Chinese-American architect’s bold designs spoke to a complicated relationship with his birth country
The death of Chinese-born architect Ieoh Ming Pei (贝聿铭) has been greeted with a flood of tributes and retrospectives from his adopted country of America all across the world to China, where his modernist approach helped bring an end to three decades of Stalinist architecture.
I. M. Pei, who died on May 16, aged 102, was probably best known for the 71-foot glass pyramid serving as the entrance of Paris’s Louvre Museum. The pyramid, which bathed the underground galleries with natural light, was initially lambasted by critics after completion in 1989, when Pei received “angry glances in the streets” after being selected by then-French President Francois Mitterand to deliver the project.
It is now an “icon” revered alongside the Mona Lisa, said Louvre director Jean-Luc Martinez. The controversy was typical of an architect who faced down adversity from an early age.
Born in Guangzhou in 1917 to a prominent Suzhou family, Pei grew up in Suzhou and Shanghai before traveling to the US in 1935 to study at the Massachusetts Institute of Technology and Harvard. He had planned to return to China—his thesis projects included a rural recreation center, and a Modern Cubist art museum surrounded with gardens intended for Shanghai—but was prevented by chaos, war, and revolution.
Pei would end up living in New York for the rest of his life, but early ideas, such as his museum, would bear fruit in later designs he would compose after visiting his homeland. “I returned to China to visit family in the 1970s, nearly 40 after I departed the country,” Pei wrote in 2004. “I feel that China is in my blood no matter where I live. China is my root.”
In New York, Pei started out designing low-income housing and office building before establishing his own firm in Manhattan in 1955, now a US citizen. The beneficiary of a political decision to entice talented Chinese to stay in the US as citizens, rather than returning to become Cold War rivals, Pei’s decision to stay would eventually provide inspire for generations of immigrants about the heights of success that could be achieved as a Chinese in America.
After meeting Jacqueline Kennedy in 1964, Pei was picked to design the John F. Kennedy Memorial Library in Boston, and his stateside star was in the ascendant. Pei first returned to Beijing with a delegation of American architects in 1974, at the tail end of the Cultural Revolution, where he was asked to design a high-rise hotel in the capital.
He was reluctant to undermine the city’s historic character, much of which had been lost during the Mao years. returned again to build the the Fragrant Hills (Xiangshan) Hotel in the city’s wooded outskirts in 1983.

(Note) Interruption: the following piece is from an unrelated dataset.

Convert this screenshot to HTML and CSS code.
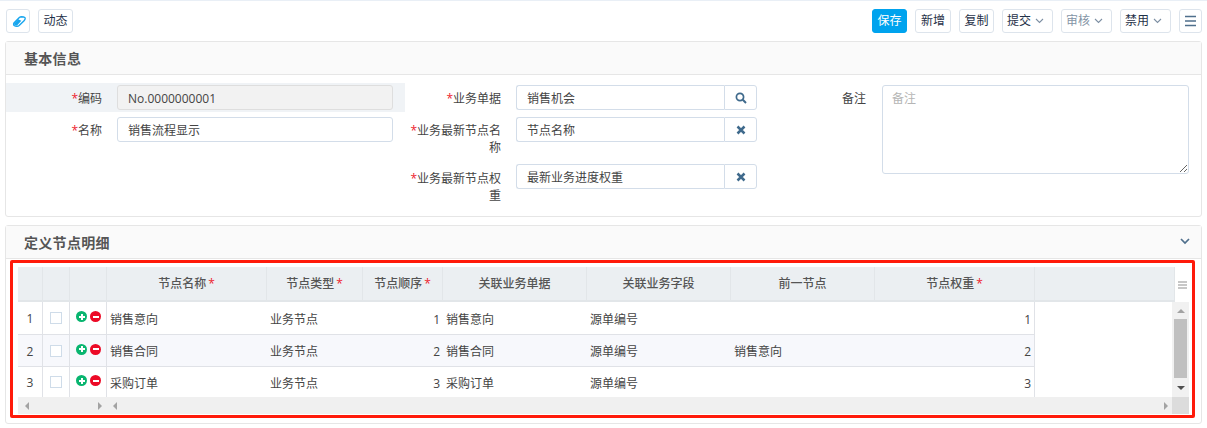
FILE: index.html
```html
<!DOCTYPE html>
<html lang="zh">
<head>
<meta charset="utf-8">
<title>销售流程显示</title>
<link rel="stylesheet" href="styles.css">
</head>
<body>
<div class="toolbar">
  <button class="btn btn-icon"><svg width="15" height="11" viewBox="0 0 16 13"><path d="M1.4 8.4 7.8 1.8Q8.8.9 10.4.9L13 1.1Q15 1.5 14.7 3.2 14.4 4.6 13.4 5.6L7.6 11.2Q6.6 12.1 5 12.1L3 12Q.8 11.4 1 9.6Z" fill="none" stroke="#18a6ee" stroke-width="1.7"/><path d="M1.6 8.8 6.4 3.8 10.2 5.6 5.6 10.6Q4 11.8 2.6 11Q1.2 10.2 1.6 8.8Z" fill="#18a6ee"/></svg></button>
  <button class="btn btn-text">动态</button>
  <span class="spacer"></span>
  <button class="btn btn-primary">保存</button>
  <button class="btn">新增</button>
  <button class="btn btn-text">复制</button>
  <button class="btn btn-drop">提交<svg class="caret" width="9" height="6" viewBox="0 0 9 6"><path d="M1 1 4.5 4.5 8 1" fill="none" stroke="#7d8fa3" stroke-width="1.1"/></svg></button>
  <button class="btn btn-drop btn-muted">审核<svg class="caret" width="9" height="6" viewBox="0 0 9 6"><path d="M1 1 4.5 4.5 8 1" fill="none" stroke="#7d8fa3" stroke-width="1.1"/></svg></button>
  <button class="btn btn-drop">禁用<svg class="caret" width="9" height="6" viewBox="0 0 9 6"><path d="M1 1 4.5 4.5 8 1" fill="none" stroke="#7d8fa3" stroke-width="1.1"/></svg></button>
  <button class="btn btn-menu"><svg width="13" height="12" viewBox="0 0 13 12"><path d="M1 1.5H12M1 6H12M1 10.5H12" stroke="#4f6f8c" stroke-width="1.4"/></svg></button>
</div>

<section class="panel panel-info">
  <header class="panel-head"><h2>基本信息</h2></header>
  <div class="form">
    <div class="form-col">
      <div class="field field-hl">
        <label class="lbl"><i>*</i>编码</label>
        <div class="ctl"><input class="inp inp-off" value="No.0000000001" readonly></div>
      </div>
      <div class="field">
        <label class="lbl"><i>*</i>名称</label>
        <div class="ctl"><input class="inp" value="销售流程显示"></div>
      </div>
    </div>
    <div class="form-col form-col-mid">
      <div class="field">
        <label class="lbl"><i>*</i>业务单据</label>
        <div class="ctl group"><input class="inp" value="销售机会"><span class="addon"><svg width="12" height="12" viewBox="0 0 12 12"><circle cx="5" cy="5" r="3.6" fill="none" stroke="#3f6a8c" stroke-width="1.7"/><path d="M7.8 7.8 11 11" stroke="#3f6a8c" stroke-width="2"/></svg></span></div>
      </div>
      <div class="field field-wrap">
        <label class="lbl"><i>*</i>业务最新节点名称</label>
        <div class="ctl group"><input class="inp" value="节点名称"><span class="addon"><svg width="10" height="10" viewBox="0 0 10 10"><path d="M1.5 1.5 8.5 8.5M8.5 1.5 1.5 8.5" stroke="#3f6a8c" stroke-width="2.5"/></svg></span></div>
      </div>
      <div class="field field-wrap field-last">
        <label class="lbl"><i>*</i>业务最新节点权重</label>
        <div class="ctl group"><input class="inp" value="最新业务进度权重"><span class="addon"><svg width="10" height="10" viewBox="0 0 10 10"><path d="M1.5 1.5 8.5 8.5M8.5 1.5 1.5 8.5" stroke="#3f6a8c" stroke-width="2.5"/></svg></span></div>
      </div>
    </div>
    <div class="form-col form-col-end">
      <div class="field">
        <label class="lbl lbl-plain">备注</label>
        <div class="ctl"><textarea class="area" placeholder="备注"></textarea></div>
      </div>
    </div>
  </div>
</section>

<section class="panel panel-detail">
  <header class="panel-head">
    <h2>定义节点明细</h2>
    <svg class="collapse" width="10" height="7" viewBox="0 0 10 7"><path d="M1 1 5 5 9 1" fill="none" stroke="#4f6f8c" stroke-width="1.7"/></svg>
  </header>
  <div class="mark">
    <div class="grid">
      <div class="grid-head">
        <div class="row row-head">
          <div class="th"></div><div class="th"></div><div class="th"></div>
          <div class="th">节点名称<i>*</i></div>
          <div class="th">节点类型<i>*</i></div>
          <div class="th">节点顺序<i>*</i></div>
          <div class="th">关联业务单据</div>
          <div class="th">关联业务字段</div>
          <div class="th">前一节点</div>
          <div class="th">节点权重<i>*</i></div>
        </div>
        <div class="th th-fill"></div>
        <div class="grip"><svg width="9" height="8" viewBox="0 0 9 8"><path d="M0 1H9M0 4H9M0 7H9" stroke="#b5b5b5" stroke-width="1.3"/></svg></div>
      </div>
      <div class="grid-body">
        <div class="rows">
          <div class="row">
            <div class="td c ln">1</div><div class="td c ln"><span class="chk"></span></div>
            <div class="td ops ln"><span class="op op-add"></span><span class="op op-del"></span></div>
            <div class="td">销售意向</div><div class="td">业务节点</div><div class="td r">1</div><div class="td">销售意向</div><div class="td">源单编号</div><div class="td"></div><div class="td r ln">1</div>
          </div>
          <div class="row row-alt">
            <div class="td c ln">2</div><div class="td c ln"><span class="chk"></span></div>
            <div class="td ops ln"><span class="op op-add"></span><span class="op op-del"></span></div>
            <div class="td">销售合同</div><div class="td">业务节点</div><div class="td r">2</div><div class="td">销售合同</div><div class="td">源单编号</div><div class="td">销售意向</div><div class="td r ln">2</div>
          </div>
          <div class="row row-cut">
            <div class="td c ln">3</div><div class="td c ln"><span class="chk"></span></div>
            <div class="td ops ln"><span class="op op-add"></span><span class="op op-del"></span></div>
            <div class="td">采购订单</div><div class="td">业务节点</div><div class="td r">3</div><div class="td">采购订单</div><div class="td">源单编号</div><div class="td"></div><div class="td r ln">3</div>
          </div>
        </div>
        <div class="vscroll">
          <span class="tri tri-up"></span>
          <span class="thumb"></span>
          <span class="tri tri-down"></span>
        </div>
      </div>
      <div class="hscroll">
        <div class="hs-frozen"><span class="tri tri-left"></span><span class="tri tri-right"></span></div>
        <div class="hs-main"><span class="tri tri-left"></span><span class="tri tri-right"></span></div>
        <div class="hs-corner"></div>
      </div>
    </div>
  </div>
</section>
</body>
</html>
```

FILE: styles.css
```css
* { box-sizing: border-box; }
html, body { margin: 0; padding: 0; }
body {
  width: 1207px;
  height: 428px;
  overflow: hidden;
  background: #fff;
  border-top: 1px solid #e9eff6;
  padding: 8px 5px 0 6px;
  font: 12px/1.4 "Open Sans", "Noto Sans CJK SC", sans-serif;
  color: #444;
}
i { font-style: normal; color: #ee1c2e; }

.toolbar { display: flex; align-items: stretch; gap: 8px; height: 24px; }
.spacer { flex: 1; }
.btn {
  height: 24px;
  width: 36px;
  padding: 0;
  background: #fff;
  border: 1px solid #dde4ec;
  border-radius: 3px;
  font: inherit;
  color: #1f3148;
  display: inline-flex;
  align-items: center;
  justify-content: center;
}
.btn-icon { width: 24px; padding: 1px 0 0 2px; }
.btn-text { width: 35px; }
.btn-primary { width: 35px; background: #00a3ee; border-color: #00a3ee; color: #fff; }
.btn-drop { width: 51px; gap: 4px; justify-content: flex-start; padding-left: 4px; }
.btn-muted { color: #8494a5; }
.btn-menu { width: 23px; }

.panel {
  margin-left: -1px;
  border: 1px solid #e6e6e6;
  border-radius: 3px;
  background: #fff;
}
.panel-info { margin-top: 8px; height: 176px; }
.panel-detail { margin-top: 8px; height: 199px; }
.panel-head {
  height: 33px;
  padding: 1px 11px 0 18px;
  background: #fafafa;
  border-bottom: 1px solid #e6e6e6;
  display: flex;
  align-items: center;
  justify-content: space-between;
}
.panel-head h2 { margin: 0; font-size: 14px; font-weight: 700; color: #555; letter-spacing: .3px; }
.collapse { margin-top: -2px; }

.form { display: flex; padding-top: 8px; }
.form-col { display: flex; flex-direction: column; gap: 3px; }
.form-col:first-child { width: 399px; }
.form-col-mid { width: 366px; }
.form-col-end { flex: 1; }

.field { display: flex; align-items: flex-start; gap: 15px; padding: 2px 12px 2px 0; }
.field-hl { background: #f0f3f6; }
.lbl { width: 96px; flex: none; text-align: right; line-height: 17px; padding-top: 5px; color: #444; }
.form-col-mid .field { padding-right: 14px; }
.field-wrap { min-height: 44px; }
.field-last { min-height: 50px; }
.field-last .lbl { padding-top: 6px; }
.form-col-end .lbl { width: 95px; margin-right: 1px; }
.ctl { flex: 1; display: flex; }
.inp {
  flex: 1;
  min-width: 0;
  height: 25px;
  padding: 1px 10px 0;
  border: 1px solid #d3dde9;
  border-radius: 3px;
  background: #fff;
  font: inherit;
  color: #444;
  outline: none;
}
.inp-off { background: #f2f2f2; border-color: #dedede; }
.group .inp { border-radius: 3px 0 0 3px; border-right: 0; }
.addon {
  width: 33px;
  height: 25px;
  flex: none;
  border: 1px solid #d3dde9;
  border-radius: 0 3px 3px 0;
  display: flex;
  align-items: center;
  justify-content: center;
}
.area {
  flex: 1;
  display: block;
  height: 89px;
  padding: 5px 9px;
  border: 1px solid #d3dde9;
  border-radius: 3px;
  font: inherit;
  color: #444;
  outline: none;
}
.area::placeholder { color: #b5b5b5; }

.mark {
  margin: 1px 6px 0 4px;
  height: 158px;
  border: 3px solid #ff1a0a;
  border-radius: 2px;
  padding: 4px 3px 1px 5px;
}
.grid { height: 147px; display: flex; flex-direction: column; }
.grid-head { display: flex; height: 35px; flex: none; }
.row {
  display: grid;
  grid-template-columns: 25px 27px 37px 160px 96px 80px 144px 144px 144px 160px;
  width: 1017px;
}
.th {
  background: #ebeff2;
  border-right: 1px solid #e2e6e9;
  border-bottom: 2px solid #e2e6e9;
  height: 35px;
  padding-top: 1px;
  display: flex;
  align-items: center;
  justify-content: center;
  font-weight: 500;
  color: #555;
}
.th i { margin-left: 2px; }
.th-fill { width: 140px; flex: none; }
.grip { flex: 1; display: flex; align-items: center; justify-content: center; }

.grid-body { display: flex; height: 95px; flex: none; overflow: hidden; }
.rows { width: 1154px; flex: none; }
.row .td {
  height: 33px;
  border-bottom: 1px solid #e0e2e7;
  display: flex;
  align-items: center;
  padding: 4px 3px 0;
  color: #444;
}
.row .td.ln { border-right: 1px solid #e0e2e7; }
.row-alt .td { height: 32px; background: #f7f8fc; }
.row-cut .td { height: 30px; border-bottom: 0; padding-top: 5px; }
.td.c { justify-content: center; }
.td.r { justify-content: flex-end; }
.row .td.c { padding-top: 3px; }
.chk { width: 12px; height: 12px; border: 1px solid #cfdce9; background: #fff; margin-top: -3px; }
.row .td.ops { padding: 0 0 3px 6px; gap: 3px; }
.op { width: 11px; height: 11px; border-radius: 50%; position: relative; flex: none; }
.op-add { background: #08b56f; }
.op-del { background: #ec0a26; }
.op::before { content: ""; position: absolute; left: 2.5px; top: 4.5px; width: 6px; height: 2px; background: #fff; }
.op-add::after { content: ""; position: absolute; left: 4.5px; top: 2.5px; width: 2px; height: 6px; background: #fff; }

.vscroll {
  width: 17px;
  flex: none;
  background: #f1f1f1;
  position: relative;
  display: flex;
  flex-direction: column;
  align-items: center;
}
.thumb { position: absolute; left: 2px; top: 17px; width: 13px; height: 59px; background: #c0c0c0; }
.tri { width: 0; height: 0; border: 4px solid transparent; flex: none; }
.tri-up { position: absolute; top: 7px; border-top: 0; border-bottom: 4px solid #a3a3a3; }
.tri-down { position: absolute; bottom: 7px; border-bottom: 0; border-top: 4px solid #505050; }
.tri-left { border-left: 0; border-right: 4px solid #a3a3a3; }
.tri-right { border-right: 0; border-left: 4px solid #a3a3a3; }

.hscroll { display: flex; height: 17px; flex: none; background: #f0f0f0; }
.hs-frozen, .hs-main { display: flex; align-items: center; justify-content: space-between; }
.hs-frozen { width: 89px; padding: 0 5px 0 7px; }
.hs-main { flex: 1; padding: 0 4px 0 6px; }
.hs-corner { width: 17px; background: #dcdcdc; }
```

Though necessarily muted in design—he described dealing with the Chinese system as “most tortuous thing I’ve ever done”—the modest Pei was always ready to help teach local architects how to draw from their own roots by fusing traditional elements with modern concepts. His firm was later able to adapt the ideas behind the Fragrant Hills Hotel on a much grander scale with the Suzhou Museum in Pei’s ancestral hometown, which broke ground in 2002.
The building, which featured a steel-and-glass façade and white stucco erected around an array of classical Suzhou-style gardens, was the subject of a PBS documentary, Building China Modern. It was one of Pei’s last official commissions, though he technically only retired after the 1990 completion of the 70-story Bank of China Tower in Hong Kong, which was Asia’s tallest building at the time (his father had been one of the bank’s founders). It was a typical Pei design, with its base resembling bamboo shoots to symbolize China’s resurgence, and the triangular quadrants anchoring the tower in a bold and futurist look.
As many mourned his passing on Weibo, China’s foreign ministry released a statement that Pei had “made important contributions to the mutual understanding between the Chinese and American people and the exchange of eastern and western cultures for a long time.”